DATA LINES start

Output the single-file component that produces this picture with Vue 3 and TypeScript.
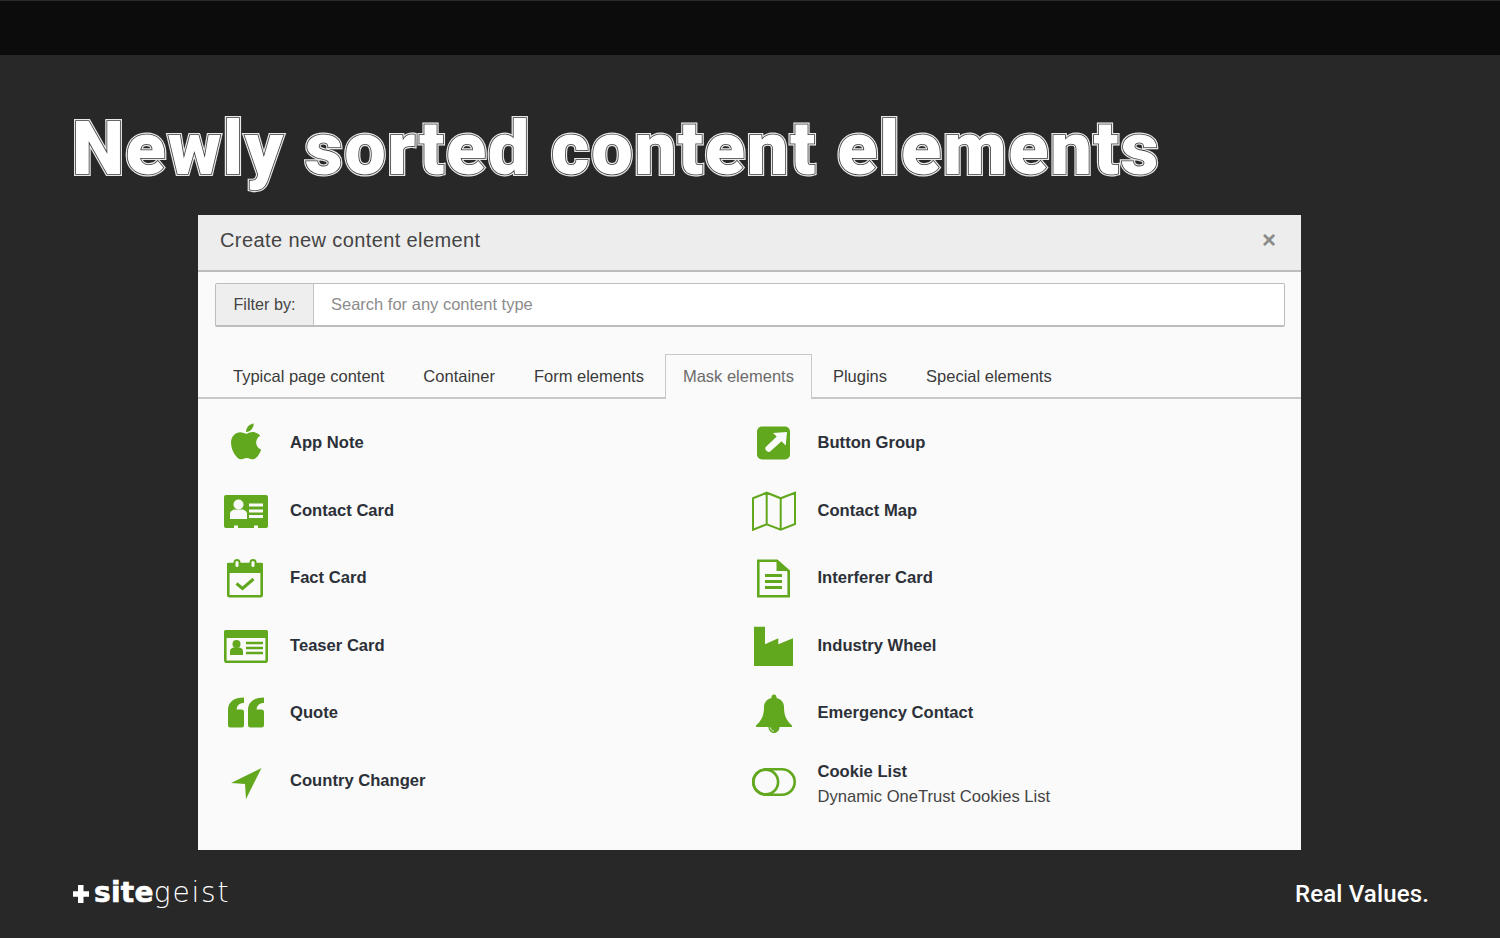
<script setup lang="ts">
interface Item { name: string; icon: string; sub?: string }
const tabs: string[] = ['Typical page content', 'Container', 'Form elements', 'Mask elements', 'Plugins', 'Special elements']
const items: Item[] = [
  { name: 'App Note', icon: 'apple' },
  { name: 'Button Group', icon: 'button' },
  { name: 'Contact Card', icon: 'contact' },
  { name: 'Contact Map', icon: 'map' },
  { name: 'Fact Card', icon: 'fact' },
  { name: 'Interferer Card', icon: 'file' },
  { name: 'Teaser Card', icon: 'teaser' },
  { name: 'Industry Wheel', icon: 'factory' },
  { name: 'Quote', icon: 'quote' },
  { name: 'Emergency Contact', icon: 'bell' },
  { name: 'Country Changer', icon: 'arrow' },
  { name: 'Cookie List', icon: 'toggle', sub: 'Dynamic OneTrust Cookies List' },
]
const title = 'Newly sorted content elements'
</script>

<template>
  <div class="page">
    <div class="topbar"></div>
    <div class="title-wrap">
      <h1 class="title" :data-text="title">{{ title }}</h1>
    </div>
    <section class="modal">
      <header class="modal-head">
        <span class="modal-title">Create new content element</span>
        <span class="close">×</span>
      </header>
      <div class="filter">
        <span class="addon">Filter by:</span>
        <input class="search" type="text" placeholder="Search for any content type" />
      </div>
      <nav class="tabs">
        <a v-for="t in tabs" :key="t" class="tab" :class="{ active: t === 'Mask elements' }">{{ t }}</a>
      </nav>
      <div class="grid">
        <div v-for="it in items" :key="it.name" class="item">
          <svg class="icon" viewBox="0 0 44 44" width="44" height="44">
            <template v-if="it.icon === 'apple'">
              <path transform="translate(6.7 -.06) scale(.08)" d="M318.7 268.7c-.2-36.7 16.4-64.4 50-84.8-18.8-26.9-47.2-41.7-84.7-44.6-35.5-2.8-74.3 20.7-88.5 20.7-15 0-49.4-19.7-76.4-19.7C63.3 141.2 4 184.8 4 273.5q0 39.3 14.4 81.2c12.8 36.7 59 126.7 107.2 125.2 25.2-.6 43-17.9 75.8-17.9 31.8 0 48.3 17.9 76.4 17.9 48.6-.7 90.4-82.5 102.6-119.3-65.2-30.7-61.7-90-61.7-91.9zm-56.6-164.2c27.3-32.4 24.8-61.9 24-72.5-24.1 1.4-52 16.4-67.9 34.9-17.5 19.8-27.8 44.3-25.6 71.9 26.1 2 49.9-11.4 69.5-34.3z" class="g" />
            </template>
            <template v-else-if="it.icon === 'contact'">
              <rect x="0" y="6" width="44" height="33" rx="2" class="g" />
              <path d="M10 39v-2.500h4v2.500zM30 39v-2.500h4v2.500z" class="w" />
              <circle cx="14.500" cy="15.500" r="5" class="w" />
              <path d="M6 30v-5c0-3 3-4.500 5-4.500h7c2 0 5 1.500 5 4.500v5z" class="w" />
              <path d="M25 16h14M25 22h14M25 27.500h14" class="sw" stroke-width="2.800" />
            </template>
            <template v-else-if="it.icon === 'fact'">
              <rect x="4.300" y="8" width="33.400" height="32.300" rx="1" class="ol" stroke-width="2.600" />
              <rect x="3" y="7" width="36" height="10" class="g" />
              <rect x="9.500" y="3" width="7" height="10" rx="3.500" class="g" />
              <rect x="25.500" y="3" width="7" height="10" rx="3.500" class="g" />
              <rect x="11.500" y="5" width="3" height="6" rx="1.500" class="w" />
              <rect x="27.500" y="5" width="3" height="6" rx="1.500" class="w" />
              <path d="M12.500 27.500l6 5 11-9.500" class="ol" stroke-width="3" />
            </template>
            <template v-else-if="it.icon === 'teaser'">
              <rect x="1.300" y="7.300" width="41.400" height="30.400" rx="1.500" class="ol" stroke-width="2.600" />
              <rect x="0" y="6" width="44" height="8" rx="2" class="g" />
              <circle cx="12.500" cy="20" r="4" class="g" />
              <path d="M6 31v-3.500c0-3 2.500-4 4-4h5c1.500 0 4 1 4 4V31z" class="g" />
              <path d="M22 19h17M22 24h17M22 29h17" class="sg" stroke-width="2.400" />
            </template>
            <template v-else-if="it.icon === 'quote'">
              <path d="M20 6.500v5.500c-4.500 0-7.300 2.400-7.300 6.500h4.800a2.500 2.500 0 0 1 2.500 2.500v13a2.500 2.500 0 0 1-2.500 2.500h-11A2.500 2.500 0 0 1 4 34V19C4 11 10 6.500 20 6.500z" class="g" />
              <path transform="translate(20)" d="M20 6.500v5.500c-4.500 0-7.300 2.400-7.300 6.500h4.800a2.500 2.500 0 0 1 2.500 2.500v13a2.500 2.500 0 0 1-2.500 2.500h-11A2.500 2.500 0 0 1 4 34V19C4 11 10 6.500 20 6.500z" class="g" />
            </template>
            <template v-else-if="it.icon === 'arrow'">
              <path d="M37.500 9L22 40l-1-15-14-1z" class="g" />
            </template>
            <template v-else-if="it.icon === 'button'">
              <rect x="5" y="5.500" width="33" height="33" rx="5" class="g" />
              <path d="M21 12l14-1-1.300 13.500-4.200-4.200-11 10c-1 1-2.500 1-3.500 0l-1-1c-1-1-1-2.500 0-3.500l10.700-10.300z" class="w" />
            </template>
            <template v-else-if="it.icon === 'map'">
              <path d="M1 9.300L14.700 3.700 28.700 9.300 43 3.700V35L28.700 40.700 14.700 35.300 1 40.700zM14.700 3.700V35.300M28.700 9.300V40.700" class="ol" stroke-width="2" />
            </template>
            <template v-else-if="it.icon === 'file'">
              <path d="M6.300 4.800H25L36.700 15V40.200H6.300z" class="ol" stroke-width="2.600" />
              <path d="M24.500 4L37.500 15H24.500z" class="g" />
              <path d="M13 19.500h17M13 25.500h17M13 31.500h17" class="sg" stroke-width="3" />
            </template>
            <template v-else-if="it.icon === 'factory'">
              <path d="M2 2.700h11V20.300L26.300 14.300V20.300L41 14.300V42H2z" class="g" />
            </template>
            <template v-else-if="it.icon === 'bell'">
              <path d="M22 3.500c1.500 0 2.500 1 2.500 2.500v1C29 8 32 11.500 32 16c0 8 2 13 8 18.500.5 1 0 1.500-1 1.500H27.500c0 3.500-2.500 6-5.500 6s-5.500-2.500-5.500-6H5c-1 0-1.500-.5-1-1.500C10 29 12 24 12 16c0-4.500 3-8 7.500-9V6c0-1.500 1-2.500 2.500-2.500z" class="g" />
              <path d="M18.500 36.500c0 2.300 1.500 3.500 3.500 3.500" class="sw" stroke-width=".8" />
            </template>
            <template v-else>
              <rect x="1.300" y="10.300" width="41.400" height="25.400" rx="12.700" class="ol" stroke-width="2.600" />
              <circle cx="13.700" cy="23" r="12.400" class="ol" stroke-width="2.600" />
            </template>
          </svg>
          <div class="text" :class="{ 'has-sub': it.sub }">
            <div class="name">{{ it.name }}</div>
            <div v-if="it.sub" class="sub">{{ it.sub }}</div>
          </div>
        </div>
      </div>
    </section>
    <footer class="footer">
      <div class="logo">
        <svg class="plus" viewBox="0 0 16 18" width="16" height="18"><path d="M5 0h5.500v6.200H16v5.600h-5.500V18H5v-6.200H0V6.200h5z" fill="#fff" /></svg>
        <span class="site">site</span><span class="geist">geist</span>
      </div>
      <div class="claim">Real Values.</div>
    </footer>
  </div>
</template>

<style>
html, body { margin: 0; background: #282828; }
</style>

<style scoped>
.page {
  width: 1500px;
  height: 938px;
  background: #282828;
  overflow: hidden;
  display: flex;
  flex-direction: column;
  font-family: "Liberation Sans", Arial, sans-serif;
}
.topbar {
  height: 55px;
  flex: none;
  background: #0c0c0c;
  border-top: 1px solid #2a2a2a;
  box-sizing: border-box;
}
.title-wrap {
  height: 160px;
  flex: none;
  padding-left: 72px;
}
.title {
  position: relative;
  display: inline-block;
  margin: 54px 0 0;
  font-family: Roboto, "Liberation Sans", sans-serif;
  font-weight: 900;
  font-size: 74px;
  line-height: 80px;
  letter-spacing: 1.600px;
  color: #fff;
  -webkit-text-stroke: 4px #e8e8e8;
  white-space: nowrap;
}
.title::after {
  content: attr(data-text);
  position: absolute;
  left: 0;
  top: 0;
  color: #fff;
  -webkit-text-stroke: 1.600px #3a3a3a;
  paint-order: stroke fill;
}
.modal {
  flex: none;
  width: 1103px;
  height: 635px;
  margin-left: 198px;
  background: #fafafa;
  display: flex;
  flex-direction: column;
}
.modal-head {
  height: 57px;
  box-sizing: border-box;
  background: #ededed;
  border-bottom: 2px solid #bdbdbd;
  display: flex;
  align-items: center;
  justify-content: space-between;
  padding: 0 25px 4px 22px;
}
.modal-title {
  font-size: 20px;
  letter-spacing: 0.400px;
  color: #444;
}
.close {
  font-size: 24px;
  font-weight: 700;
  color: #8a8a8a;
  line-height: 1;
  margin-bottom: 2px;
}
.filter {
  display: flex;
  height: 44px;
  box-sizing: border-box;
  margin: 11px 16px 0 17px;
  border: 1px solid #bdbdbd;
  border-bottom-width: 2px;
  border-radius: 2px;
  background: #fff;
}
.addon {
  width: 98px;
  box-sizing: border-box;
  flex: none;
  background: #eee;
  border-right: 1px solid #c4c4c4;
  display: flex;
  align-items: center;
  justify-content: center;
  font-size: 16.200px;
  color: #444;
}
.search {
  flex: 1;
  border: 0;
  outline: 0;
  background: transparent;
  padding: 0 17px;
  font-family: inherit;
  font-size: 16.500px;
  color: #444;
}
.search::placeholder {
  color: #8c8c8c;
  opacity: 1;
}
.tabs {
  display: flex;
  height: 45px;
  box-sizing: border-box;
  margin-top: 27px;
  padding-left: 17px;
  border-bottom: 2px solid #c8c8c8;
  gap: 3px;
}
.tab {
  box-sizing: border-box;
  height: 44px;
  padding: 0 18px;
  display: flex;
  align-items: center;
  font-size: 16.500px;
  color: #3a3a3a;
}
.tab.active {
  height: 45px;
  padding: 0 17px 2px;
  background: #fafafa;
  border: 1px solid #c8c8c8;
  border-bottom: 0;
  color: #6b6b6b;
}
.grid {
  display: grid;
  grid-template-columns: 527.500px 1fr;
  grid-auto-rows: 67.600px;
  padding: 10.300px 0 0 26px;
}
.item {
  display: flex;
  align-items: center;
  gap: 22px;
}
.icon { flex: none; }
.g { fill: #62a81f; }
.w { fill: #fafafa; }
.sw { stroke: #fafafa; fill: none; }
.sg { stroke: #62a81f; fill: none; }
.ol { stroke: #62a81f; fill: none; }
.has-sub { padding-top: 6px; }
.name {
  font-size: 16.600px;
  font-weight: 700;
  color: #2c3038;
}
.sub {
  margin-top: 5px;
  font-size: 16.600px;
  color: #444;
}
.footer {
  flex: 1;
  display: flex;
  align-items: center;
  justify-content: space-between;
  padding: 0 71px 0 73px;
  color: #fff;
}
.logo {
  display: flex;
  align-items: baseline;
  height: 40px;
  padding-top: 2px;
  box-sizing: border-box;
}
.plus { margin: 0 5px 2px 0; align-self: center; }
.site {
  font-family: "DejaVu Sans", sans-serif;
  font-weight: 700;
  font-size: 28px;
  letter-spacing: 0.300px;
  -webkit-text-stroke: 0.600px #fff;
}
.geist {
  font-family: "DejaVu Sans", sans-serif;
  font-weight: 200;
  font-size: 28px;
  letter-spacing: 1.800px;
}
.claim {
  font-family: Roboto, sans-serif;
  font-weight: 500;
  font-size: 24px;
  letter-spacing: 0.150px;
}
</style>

DATA LINES end

Determine the number of lines where the string "file" occurs, and give that number only.

RESULT OF THIS EXERCISE = 3